* _Given request_:
Repeat, exactly and in full, the lines of the listing below, but without any pictures.

* _Provided material_:
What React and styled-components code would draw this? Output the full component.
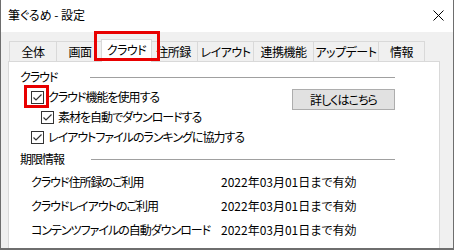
import React from 'react';
import styled, { createGlobalStyle } from 'styled-components';

const GlobalStyle = createGlobalStyle`
  body {
    margin: 0;
    font-family: "Noto Sans CJK JP", "Noto Sans", sans-serif;
    font-size: 12px;
    font-feature-settings: "palt" 1;
    letter-spacing: -1px;
    color: #000;
  }
`;

const Window = styled.div`
  width: 454px;
  height: 250px;
  box-sizing: border-box;
  display: flex;
  flex-direction: column;
  border: 1px solid #6e6e6e;
  border-top: none;
  border-bottom-width: 2px;
  background: #f0f0f0;
`;

const TitleBar = styled.div`
  height: 30px;
  flex: none;
  display: flex;
  align-items: center;
  justify-content: space-between;
  padding: 0 9px 2px 7px;
  background: #fff;
`;

const Title = styled.span`
  font-size: 12px;
  line-height: 16px;
  letter-spacing: 0;
`;

const Body = styled.div`
  flex: 1;
  display: flex;
  flex-direction: column;
  padding: 7px 13px 0 7px;
  min-height: 0;
`;

const TabStrip = styled.div`
  display: flex;
  align-items: flex-end;
  height: 22px;
  padding-left: 1px;
  flex: none;
`;

const Tab = styled.div`
  position: relative;
  box-sizing: border-box;
  width: ${p => p.$w}px;
  height: 20px;
  display: flex;
  justify-content: center;
  align-items: center;
  border: 1px solid #d9d9d9;
  border-bottom: none;
  margin-right: -1px;
  background: #f0f0f0;
  white-space: nowrap;
  line-height: 16px;
  padding-top: 1px;
  letter-spacing: -0.5px;

  &.active {
    width: ${p => p.$w + 4}px;
    height: 23px;
    margin: 0 -3px -1px -2px;
    background: #fff;
    z-index: 2;
    align-items: flex-start;
    padding-top: 2px;
  }
`;

const Highlight = styled.span`
  position: absolute;
  top: ${p => p.$t}px;
  left: ${p => p.$l}px;
  width: ${p => p.$w}px;
  height: ${p => p.$h}px;
  box-sizing: border-box;
  border: 3px solid #e80000;
  pointer-events: none;
`;

const Panel = styled.div`
  flex: 1;
  background: #fff;
  border: 1px solid #d9d9d9;
  border-bottom: none;
  padding: 7px 44px 0 11px;
`;

const SectionHeader = styled.div`
  display: flex;
  align-items: center;
  gap: ${p => p.$gap}px;
  height: 16px;
  line-height: 16px;
  margin-top: ${p => p.$mt || 0}px;

  &::after {
    content: '';
    flex: 1;
    height: 1px;
    background: #a0a0a0;
  }
`;

const CheckRow = styled.div`
  display: flex;
  align-items: center;
  justify-content: space-between;
  height: 20px;
  padding-left: ${p => p.$indent}px;
  margin-top: ${p => p.$mt || 0}px;
`;

const CheckLabel = styled.label`
  display: flex;
  align-items: center;
  gap: 4px;
  line-height: 16px;
  white-space: nowrap;
`;

const Box = styled.span`
  position: relative;
  width: 13px;
  height: 13px;
  box-sizing: border-box;
  border: 1px solid #333;
  background: #fff;
  display: flex;
  align-items: center;
  justify-content: center;
`;

const Button = styled.button`
  align-self: flex-start;
  margin: 2px 0 -3px;
  width: 103px;
  height: 21px;
  background: #e1e1e1;
  border: 1px solid #adadad;
  font: inherit;
  font-size: 12px;
  line-height: 16px;
  letter-spacing: -1px;
  padding: 0;
  color: #000;
`;

const InfoList = styled.div`
  margin-top: 3px;
  padding-left: 11px;
`;

const InfoRow = styled.div`
  display: grid;
  grid-template-columns: 190px 1fr;
  height: 24px;
  align-items: center;
  line-height: 16px;
  white-space: nowrap;
`;

const DateText = styled.span`
  letter-spacing: 0;
`;

const Checkbox = ({ highlight }) => (
  <Box>
    <svg width="11" height="11" viewBox="0 0 11 11">
      <path d="M1.5 5.5 L4 8 L9.5 2.5" fill="none" stroke="#333" strokeWidth="1.2" />
    </svg>
    {highlight && <Highlight $t={-7} $l={-8} $w={25} $h={23} />}
  </Box>
);

const tabs = [
  ['全体', 48],
  ['画面', 48],
  ['クラウド', 47],
  ['住所録', 49],
  ['レイアウト', 57],
  ['連携機能', 61],
  ['アップデート', 66],
  ['情報', 47],
];

const info = [
  'クラウド住所録のご利用',
  'クラウドレイアウトのご利用',
  'コンテンツファイルの自動ダウンロード',
];

export default function App() {
  return (
    <>
      <GlobalStyle />
      <Window>
        <TitleBar>
          <Title>筆ぐるめ - 設定</Title>
          <svg width="11" height="11" viewBox="0 0 11 11">
            <path d="M0.5 0.5 L10.5 10.5 M10.5 0.5 L0.5 10.5" stroke="#000" strokeWidth="1" />
          </svg>
        </TitleBar>
        <Body>
          <TabStrip>
            {tabs.map(([label, w]) => (
              <Tab key={label} $w={w} className={label === 'クラウド' ? 'active' : ''}>
                {label}
                {label === 'クラウド' && <Highlight $t={-9} $l={-8} $w={66} $h={30} />}
              </Tab>
            ))}
          </TabStrip>
          <Panel>
            <SectionHeader $gap={33}>クラウド</SectionHeader>
            <CheckRow $indent={11} $mt={2}>
              <CheckLabel>
                <Checkbox highlight />
                クラウド機能を使用する
              </CheckLabel>
              <Button>詳しくはこちら</Button>
            </CheckRow>
            <CheckRow $indent={21}>
              <CheckLabel>
                <Checkbox />
                素材を自動でダウンロードする
              </CheckLabel>
            </CheckRow>
            <CheckRow $indent={11}>
              <CheckLabel>
                <Checkbox />
                レイアウトファイルのランキングに協力する
              </CheckLabel>
            </CheckRow>
            <SectionHeader $gap={27} $mt={4}>期限情報</SectionHeader>
            <InfoList>
              {info.map(label => (
                <InfoRow key={label}>
                  <span>{label}</span>
                  <DateText>2022年03月01日まで有効</DateText>
                </InfoRow>
              ))}
            </InfoList>
          </Panel>
        </Body>
      </Window>
    </>
  );
}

* _Result for this exercise_:
What React and styled-components code would draw this? Output the full component.
import React from 'react';
import styled, { createGlobalStyle } from 'styled-components';

const GlobalStyle = createGlobalStyle`
  body {
    margin: 0;
    font-family: "Noto Sans CJK JP", "Noto Sans", sans-serif;
    font-size: 12px;
    font-feature-settings: "palt" 1;
    letter-spacing: -1px;
    color: #000;
  }
`;

const Window = styled.div`
  width: 454px;
  height: 250px;
  box-sizing: border-box;
  display: flex;
  flex-direction: column;
  border: 1px solid #6e6e6e;
  border-top: none;
  border-bottom-width: 2px;
  background: #f0f0f0;
`;

const TitleBar = styled.div`
  height: 30px;
  flex: none;
  display: flex;
  align-items: center;
  justify-content: space-between;
  padding: 0 9px 2px 7px;
  background: #fff;
`;

const Title = styled.span`
  font-size: 12px;
  line-height: 16px;
  letter-spacing: 0;
`;

const Body = styled.div`
  flex: 1;
  display: flex;
  flex-direction: column;
  padding: 7px 13px 0 7px;
  min-height: 0;
`;

const TabStrip = styled.div`
  display: flex;
  align-items: flex-end;
  height: 22px;
  padding-left: 1px;
  flex: none;
`;

const Tab = styled.div`
  position: relative;
  box-sizing: border-box;
  width: ${p => p.$w}px;
  height: 20px;
  display: flex;
  justify-content: center;
  align-items: center;
  border: 1px solid #d9d9d9;
  border-bottom: none;
  margin-right: -1px;
  background: #f0f0f0;
  white-space: nowrap;
  line-height: 16px;
  padding-top: 1px;
  letter-spacing: -0.5px;

  &.active {
    width: ${p => p.$w + 4}px;
    height: 23px;
    margin: 0 -3px -1px -2px;
    background: #fff;
    z-index: 2;
    align-items: flex-start;
    padding-top: 2px;
  }
`;

const Highlight = styled.span`
  position: absolute;
  top: ${p => p.$t}px;
  left: ${p => p.$l}px;
  width: ${p => p.$w}px;
  height: ${p => p.$h}px;
  box-sizing: border-box;
  border: 3px solid #e80000;
  pointer-events: none;
`;

const Panel = styled.div`
  flex: 1;
  background: #fff;
  border: 1px solid #d9d9d9;
  border-bottom: none;
  padding: 7px 44px 0 11px;
`;

const SectionHeader = styled.div`
  display: flex;
  align-items: center;
  gap: ${p => p.$gap}px;
  height: 16px;
  line-height: 16px;
  margin-top: ${p => p.$mt || 0}px;

  &::after {
    content: '';
    flex: 1;
    height: 1px;
    background: #a0a0a0;
  }
`;

const CheckRow = styled.div`
  display: flex;
  align-items: center;
  justify-content: space-between;
  height: 20px;
  padding-left: ${p => p.$indent}px;
  margin-top: ${p => p.$mt || 0}px;
`;

const CheckLabel = styled.label`
  display: flex;
  align-items: center;
  gap: 4px;
  line-height: 16px;
  white-space: nowrap;
`;

const Box = styled.span`
  position: relative;
  width: 13px;
  height: 13px;
  box-sizing: border-box;
  border: 1px solid #333;
  background: #fff;
  display: flex;
  align-items: center;
  justify-content: center;
`;

const Button = styled.button`
  align-self: flex-start;
  margin: 2px 0 -3px;
  width: 103px;
  height: 21px;
  background: #e1e1e1;
  border: 1px solid #adadad;
  font: inherit;
  font-size: 12px;
  line-height: 16px;
  letter-spacing: -1px;
  padding: 0;
  color: #000;
`;

const InfoList = styled.div`
  margin-top: 3px;
  padding-left: 11px;
`;

const InfoRow = styled.div`
  display: grid;
  grid-template-columns: 190px 1fr;
  height: 24px;
  align-items: center;
  line-height: 16px;
  white-space: nowrap;
`;

const DateText = styled.span`
  letter-spacing: 0;
`;

const Checkbox = ({ highlight }) => (
  <Box>
    <svg width="11" height="11" viewBox="0 0 11 11">
      <path d="M1.5 5.5 L4 8 L9.5 2.5" fill="none" stroke="#333" strokeWidth="1.2" />
    </svg>
    {highlight && <Highlight $t={-7} $l={-8} $w={25} $h={23} />}
  </Box>
);

const tabs = [
  ['全体', 48],
  ['画面', 48],
  ['クラウド', 47],
  ['住所録', 49],
  ['レイアウト', 57],
  ['連携機能', 61],
  ['アップデート', 66],
  ['情報', 47],
];

const info = [
  'クラウド住所録のご利用',
  'クラウドレイアウトのご利用',
  'コンテンツファイルの自動ダウンロード',
];

export default function App() {
  return (
    <>
      <GlobalStyle />
      <Window>
        <TitleBar>
          <Title>筆ぐるめ - 設定</Title>
          <svg width="11" height="11" viewBox="0 0 11 11">
            <path d="M0.5 0.5 L10.5 10.5 M10.5 0.5 L0.5 10.5" stroke="#000" strokeWidth="1" />
          </svg>
        </TitleBar>
        <Body>
          <TabStrip>
            {tabs.map(([label, w]) => (
              <Tab key={label} $w={w} className={label === 'クラウド' ? 'active' : ''}>
                {label}
                {label === 'クラウド' && <Highlight $t={-9} $l={-8} $w={66} $h={30} />}
              </Tab>
            ))}
          </TabStrip>
          <Panel>
            <SectionHeader $gap={33}>クラウド</SectionHeader>
            <CheckRow $indent={11} $mt={2}>
              <CheckLabel>
                <Checkbox highlight />
                クラウド機能を使用する
              </CheckLabel>
              <Button>詳しくはこちら</Button>
            </CheckRow>
            <CheckRow $indent={21}>
              <CheckLabel>
                <Checkbox />
                素材を自動でダウンロードする
              </CheckLabel>
            </CheckRow>
            <CheckRow $indent={11}>
              <CheckLabel>
                <Checkbox />
                レイアウトファイルのランキングに協力する
              </CheckLabel>
            </CheckRow>
            <SectionHeader $gap={27} $mt={4}>期限情報</SectionHeader>
            <InfoList>
              {info.map(label => (
                <InfoRow key={label}>
                  <span>{label}</span>
                  <DateText>2022年03月01日まで有効</DateText>
                </InfoRow>
              ))}
            </InfoList>
          </Panel>
        </Body>
      </Window>
    </>
  );
}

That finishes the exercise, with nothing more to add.